NSF participates in the multi-agency Interagency Working Group on Data
Management
for
Global Change (IWGDMGC), whose goal is the implementation of a national Global
Change Data and Information System (GCDIS) that is consistent across agencies and
supports universities and other user communities. GEODATA is an NSF
contribution
to
the IWGDMGC program and will be carried out within the framework of that
program
Program Interfaces:
The NSF GEODATA initiative benefits U.S. and international global change
researchers,
and other users studying global change problems who require easily accessible, high
quality, well documented data and information. This initiative complements the
data
management activities of the other IWGDMGC agencies and benefits those agencies
through the high-priority global change data sets provided to public archives by
NSF-supported PI's.
Program Milestones:
(1) Become a component of a national Global Change Data and Information System
(GCDIS)
that is consistent across agencies and that supports universities and other user
communities by 1996. (2) Complete compilation of multi-decade, global climate
databases
and integrated paleoclimatic data sets covering the past 500 years of Earth history
by the
end of 1997.
Policy Payoffs:
Policy payoffs and products are of short-term and long term nature. Short-term
products
include multi-decadal global climate data set of unprecedented scope and quality
integrated
with paleoclimatic data sets having information on the past 500 years of Earth
history.
Scientists will be able to provide assessments of global changes based on the longer
and
more accurate records of environmental history found in these integrated data sets,
along
with the other individual data sets, e.g., surface marine data sets.

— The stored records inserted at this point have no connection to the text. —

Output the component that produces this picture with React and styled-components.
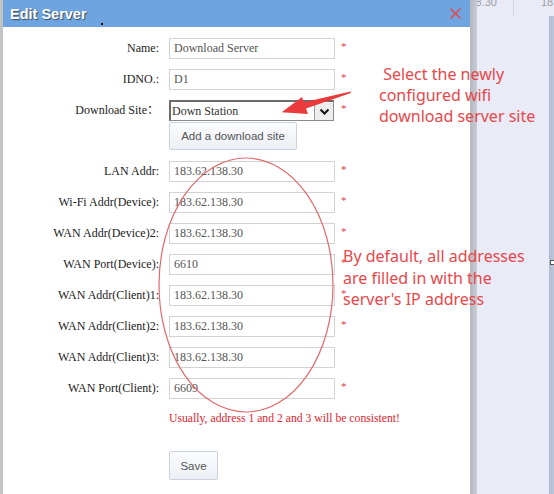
import React from "react";
import styled, { createGlobalStyle } from "styled-components";

const GlobalStyle = createGlobalStyle`
  html, body {
    margin: 0;
    padding: 0;
    background: #e9ecf7;
  }
  * {
    box-sizing: border-box;
  }
`;

const Page = styled.div`
  position: relative;
  width: 554px;
  height: 494px;
  overflow: hidden;
  display: flex;
  flex-direction: column;
  background: #e9ecf7;
  font-family: "Liberation Serif", "Noto Sans CJK SC", serif;
`;

/* table of the page behind the dialog */
const BgHeader = styled.div`
  display: flex;
  justify-content: flex-end;
  height: 16px;
  font-family: "Liberation Sans", sans-serif;
  font-size: 11px;
  color: #9a9ca3;
`;

const BgCell = styled.div`
  width: ${(p) => p.$width}px;
  height: 16px;
  overflow: hidden;
  white-space: nowrap;
  line-height: 4px;
  text-align: ${(p) => p.$align};
  padding: 0 ${(p) => p.$padRight}px 0 ${(p) => p.$padLeft}px;
  border-right: ${(p) => (p.$divider ? "1px solid #d3d7e2" : "none")};
`;

const BgBody = styled.div`
  flex: 1;
  display: flex;
  justify-content: flex-end;
`;

const EdgeStrip = styled.div`
  width: 5px;
  background: linear-gradient(to right, #aebad1, #bcc6da);
  padding-top: 244px;
`;

const EdgeMark = styled.div`
  width: 4px;
  height: 5px;
  margin-left: 1px;
  border: 1px solid #555;
  border-right: none;
  background: #fff;
`;

const Dialog = styled.div`
  position: absolute;
  left: 0;
  top: 0;
  width: 470px;
  height: 494px;
  background: #fff;
  border-left: 3px solid #c4c4c4;

  &::after {
    content: "";
    position: absolute;
    top: 0;
    right: -7px;
    width: 7px;
    height: 100%;
    background: linear-gradient(to right, #b3b7be, #c9ccd4);
  }
`;

const TitleBar = styled.div`
  height: 27px;
  background: #6ea5e0;
  display: flex;
  align-items: center;
  justify-content: space-between;
  padding: 0 8px 0 7px;
`;

const Title = styled.span`
  font-family: "Liberation Sans", sans-serif;
  font-weight: bold;
  font-size: 14.5px;
  color: #fff;
  text-shadow: 1px 1px 1px #3a4a5e;
`;

const CloseButton = styled.button`
  width: 13px;
  height: 13px;
  padding: 0;
  border: none;
  background: none;
  display: flex;
  cursor: pointer;
`;

const Body = styled.div`
  position: relative;
  padding-top: 11px;
`;

const Dot = styled.span`
  position: absolute;
  left: 98px;
  top: -4px;
  width: 2px;
  height: 2px;
  background: #111;
`;

const Row = styled.div`
  display: grid;
  grid-template-columns: 156px 166px auto;
  column-gap: 10px;
  margin-bottom: ${(p) => (p.$tight ? 11 : 10)}px;
`;

const Label = styled.label`
  text-align: right;
  font-size: 12px;
  line-height: 21px;
  height: 21px;
  color: #222;
  white-space: nowrap;
`;

const Input = styled.input`
  width: 166px;
  height: 21px;
  border: 1px solid #d3d3d3;
  padding: 0 4px;
  font-family: "Liberation Serif", serif;
  font-size: 12px;
  color: #555;
  outline: none;
  background: #fff;
`;

const Required = styled.span`
  color: #e23b3b;
  font-size: 11px;
  line-height: 21px;
  margin-left: -4px;
  position: relative;
  top: -2px;
`;

const Stack = styled.div`
  display: flex;
  flex-direction: column;
  gap: 1px;
`;

const SelectBox = styled.div`
  width: 165px;
  height: 21px;
  display: flex;
  align-items: stretch;
  border: 1px solid #8a8a8a;
  border-top: 2px solid #6b6b6b;
  border-left: 2px solid #6b6b6b;
  background: #fff;
`;

const Select = styled.select`
  flex: 1;
  appearance: none;
  border: none;
  outline: none;
  background: transparent;
  padding: 0 1px;
  font-family: "Liberation Serif", serif;
  font-size: 12px;
  color: #333;
`;

const Chevron = styled.span`
  width: 19px;
  display: flex;
  align-items: center;
  justify-content: center;
  border-left: 1px solid #9a9a9a;
  background: #ededed;
  margin: 1px 0 0;
`;

const Button = styled.button`
  height: ${(p) => p.$height}px;
  width: ${(p) => p.$width}px;
  border: 1px solid #c9d2de;
  border-radius: 2px;
  background: linear-gradient(to bottom, #fbfcfe, #eceff5);
  font-family: "Liberation Sans", sans-serif;
  font-size: 11.5px;
  color: #555;
  padding: 0;
  cursor: pointer;
`;

const Note = styled.div`
  padding-left: 166px;
  font-size: 11.7px;
  line-height: 20px;
  color: #e2232f;
`;

const Actions = styled.div`
  padding-left: 166px;
  margin-top: 22px;
`;

const Overlay = styled.svg`
  position: absolute;
  left: 0;
  top: 0;
  pointer-events: none;
`;

const Callout = styled.div`
  position: absolute;
  left: ${(p) => p.$left}px;
  top: ${(p) => p.$top}px;
  font-family: "Noto Sans", sans-serif;
  font-size: 16px;
  line-height: ${(p) => p.$lineHeight}px;
  color: #e8474a;
  white-space: pre;
  pointer-events: none;
`;

const fields = [
  { label: "LAN Addr:", value: "183.62.138.30", required: true },
  { label: "Wi-Fi Addr(Device):", value: "183.62.138.30", required: true },
  { label: "WAN Addr(Device)2:", value: "183.62.138.30", required: true },
  { label: "WAN Port(Device):", value: "6610", required: true },
  { label: "WAN Addr(Client)1:", value: "183.62.138.30", required: true },
  { label: "WAN Addr(Client)2:", value: "183.62.138.30", required: true },
  { label: "WAN Addr(Client)3:", value: "183.62.138.30", required: false },
  { label: "WAN Port(Client):", value: "6609", required: true },
];

const FieldRow = ({ label, value, required }) => (
  <Row>
    <Label>{label}</Label>
    <Input defaultValue={value} />
    {required ? <Required>*</Required> : <span />}
  </Row>
);

const App = () => {
  return (
    <>
      <GlobalStyle />
      <Page>
        <BgHeader>
          <BgCell $width={134} $align="right" $padRight={16} $padLeft={0} $divider>
            183.62.138.30
          </BgCell>
          <BgCell $width={40} $align="left" $padRight={0} $padLeft={27}>
            183.62.138.30
          </BgCell>
        </BgHeader>
        <BgBody>
          <EdgeStrip>
            <EdgeMark />
          </EdgeStrip>
        </BgBody>

        <Dialog>
          <TitleBar>
            <Title>Edit Server</Title>
            <CloseButton aria-label="close">
              <svg width="13" height="13" viewBox="0 0 13 13">
                <path d="M1.5 1.5 L11.5 11.5 M11.5 1.5 L1.5 11.5" stroke="#e0494a" strokeWidth="1.6" />
              </svg>
            </CloseButton>
          </TitleBar>

          <Body>
            <Dot />
            <FieldRow label="Name:" value="Download Server" required />
            <FieldRow label="IDNO.:" value="D1" required />
            <Row $tight>
              <Label>Download Site：</Label>
              <Stack>
                <SelectBox>
                  <Select defaultValue="down">
                    <option value="down">Down Station</option>
                  </Select>
                  <Chevron>
                    <svg width="11" height="8" viewBox="0 0 11 8">
                      <path d="M1.5 1.5 L5.5 5.5 L9.5 1.5" fill="none" stroke="#111" strokeWidth="2" />
                    </svg>
                  </Chevron>
                </SelectBox>
                <Button type="button" $width={128} $height={28}>
                  Add a download site
                </Button>
              </Stack>
              <Required>*</Required>
            </Row>

            {fields.map((f) => (
              <FieldRow key={f.label} {...f} />
            ))}

            <Note>Usually, address 1 and 2 and 3 will be consistent!</Note>
            <Actions>
              <Button type="button" $width={49} $height={29}>
                Save
              </Button>
            </Actions>
          </Body>
        </Dialog>

        <Overlay width="554" height="494" viewBox="0 0 554 494">
          <ellipse cx="246" cy="285" rx="87" ry="127" fill="none" stroke="#e26a6c" strokeWidth="1.2" />
          <polygon
            points="281.7,112.3 308,114 306,108.5 350.9,93.1 350.5,91.5 304,102.2 302,97"
            fill="#ea3a3c"
          />
        </Overlay>

        <Callout $left={379} $top={64} $lineHeight={21}>
          {" Select the newly\nconfigured wifi\ndownload server site"}
        </Callout>
        <Callout $left={343} $top={246} $lineHeight={21.5}>
          {"By default, all addresses\nare filled in with the\nserver's IP address"}
        </Callout>
      </Page>
    </>
  );
};

export default App;
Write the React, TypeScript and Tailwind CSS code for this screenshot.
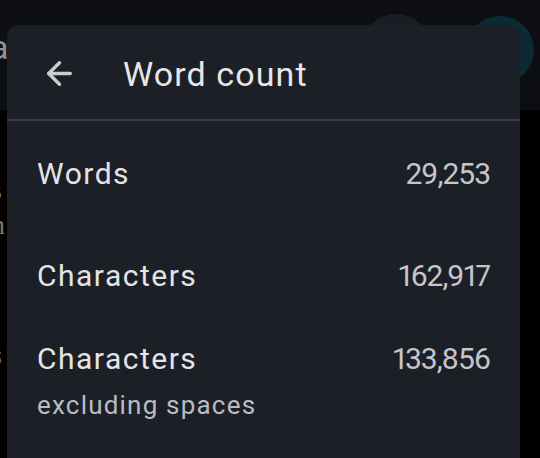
import { ArrowLeft } from "lucide-react";

const rows = [
  { label: "Words", value: "29,253", gap: "mt-[35px]" },
  { label: "Characters", value: "162,917", gap: "mt-[66px]" },
  { label: "Characters", value: "133,856", gap: "mt-[47px]", sub: "excluding spaces" },
];

export default function App() {
  return (
    <div
      className="relative w-[540px] h-[458px] overflow-hidden bg-black"
      style={{ fontFamily: "Roboto, 'Noto Sans', sans-serif" }}
    >
      {/* page behind the sheet */}
      <div className="absolute inset-x-0 top-0 h-[110px] bg-[#0c0e11]" />
      <div className="absolute left-[360px] top-[14px] w-[72px] h-[72px] rounded-full bg-[#1a1e24]" />
      <div className="absolute left-[466px] top-[16px] w-[68px] h-[68px] rounded-full bg-[#0c2a33]" />
      <span className="absolute left-[-10px] top-[30px] text-[34px] leading-none text-[#8e9196]">a</span>
      <span className="absolute left-[-9px] top-[176px] text-[28px] leading-none text-[#8a7458]" style={{ fontFamily: "'Liberation Serif', serif" }}>s</span>
      <span className="absolute left-[-9px] top-[211px] text-[28px] leading-none text-[#8a7458]" style={{ fontFamily: "'Liberation Serif', serif" }}>n</span>
      <span className="absolute left-[-13px] top-[340px] text-[30px] leading-none text-[#6d7075]">s</span>

      {/* word count sheet */}
      <div className="relative ml-[7px] mt-[25px] w-[513px] h-[433px] rounded-t-[12px] bg-[#1c1f26]">
        <div className="flex items-center h-[94px] pt-[3px] pl-[34px]">
          <ArrowLeft size={37} strokeWidth={2.2} className="text-[#c9ccd1]" />
          <span className="ml-[45px] text-[34px] leading-[40px] text-[#e6e6e9] tracking-[1.1px]">Word count</span>
        </div>
        <div className="h-[2px] bg-[#3c4046]" />
        <div className="px-[30px]">
          {rows.map((r, i) => (
            <div key={i} className={r.gap}>
              <div className="flex justify-between items-start">
                <span className="text-[30px] leading-[36px] text-[#e3e4e7] tracking-[1.5px]">{r.label}</span>
                <span className="text-[30px] leading-[36px] text-[#c3c6cc] tracking-[-1px] proportional-nums">{r.value}</span>
              </div>
              {r.sub && (
                <div className="mt-[12px] text-[26px] leading-[32px] text-[#b9bcc2] tracking-[1.2px]">{r.sub}</div>
              )}
            </div>
          ))}
        </div>
      </div>
    </div>
  );
}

Longer-term
payoffs
include NSF's full participation in the national GCDIS, through NCAR's data center
and
through the provision of relevant data and information from NSF-funded research
projects
to the GCDIS. The ease of identifying and accessing data and information provided
by the
GCDIS which is relevant to global change issues will stimulate and accelerate the
progress
in the science and the assessment of global environmental change.